The CFIUS has the authority under U.S. law to block foreign investments in certain cases related to national security.
This case stems from President Obama's Executive Order in 2012 prohibiting Ralls Corporation (a U.S. company owned by two Chinese nationals and affiliated with China's Sany Group) from owning an Oregon wind farm project companies that is located in the vicinity of restricted airspace associated with a U.S. Navy facility.
The three-judge panel held that this Presidential Order deprived Ralls of a constitutionally protected property interest without due process of law. It found that Ralls had been entitled to review an unclassified version of the evidence that the president relied upon in making his determination, and that the firm also should have had an opportunity to rebut the evidence.
The court remanded the case back to a lower court "with instructions that Ralls be provided the requisite process set forth herein, which should include access to the unclassified evidence on which the President relied and an opportunity to respond thereto." It further observed that, "Should disputes arise on remand--such as an executive privilege claim--the district court is well-positioned to resolve them." The court left "it to the district court to address the merits of Ralls's remaining claims in the first instance."

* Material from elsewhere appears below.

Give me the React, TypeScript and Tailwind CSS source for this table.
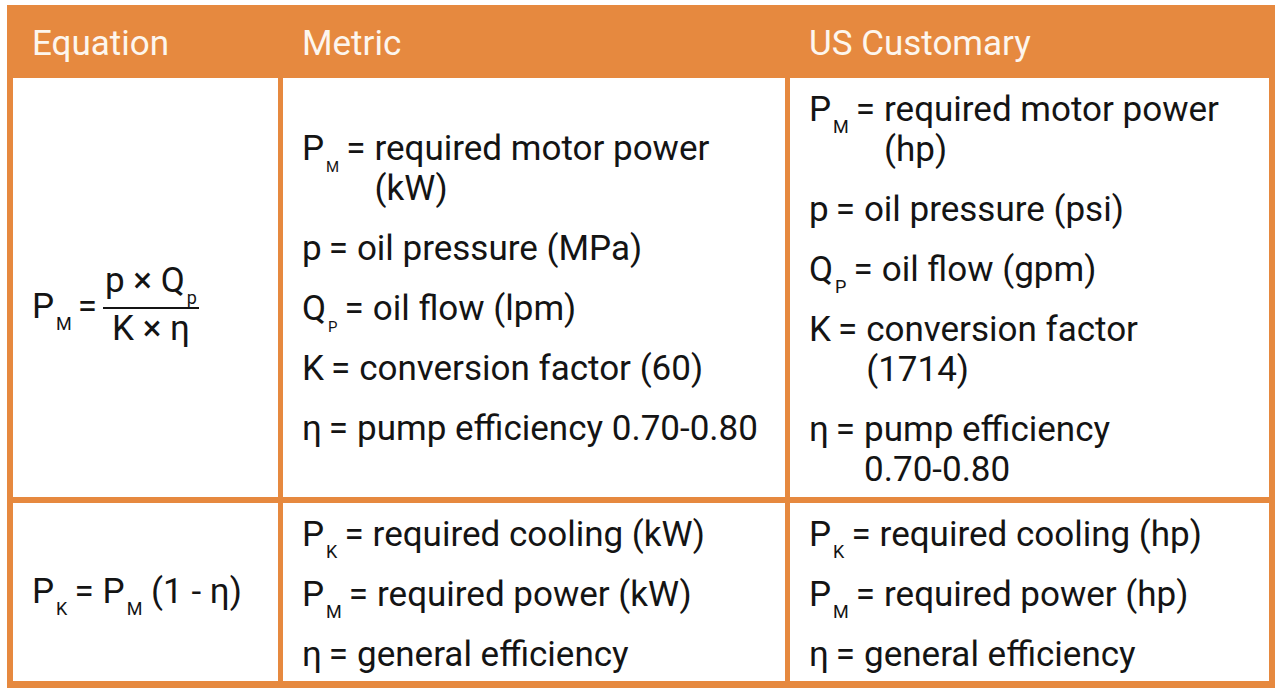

Some analysts see in this decision a major shift in the treatment of foreign investments in the United States. According to an analysis by the Covington Team, for example, "'p'erhaps the most significant policy implication of the decision is its affirmation of the integrity of the U.S. legal framework for foreign direct investment: not only is the U.S. system open to foreign investment, but it also offers strong protections for investors even when the authorities of the Executive Branch are at their zenith, as is the case with national security decisions." The analysts concluded that "the Ralls decision sends a powerful positive message both to foreign investors contemplating investment in the United States, and to other countries regarding the basic protections that should be afforded to their inbound investment (including investment from the United States)."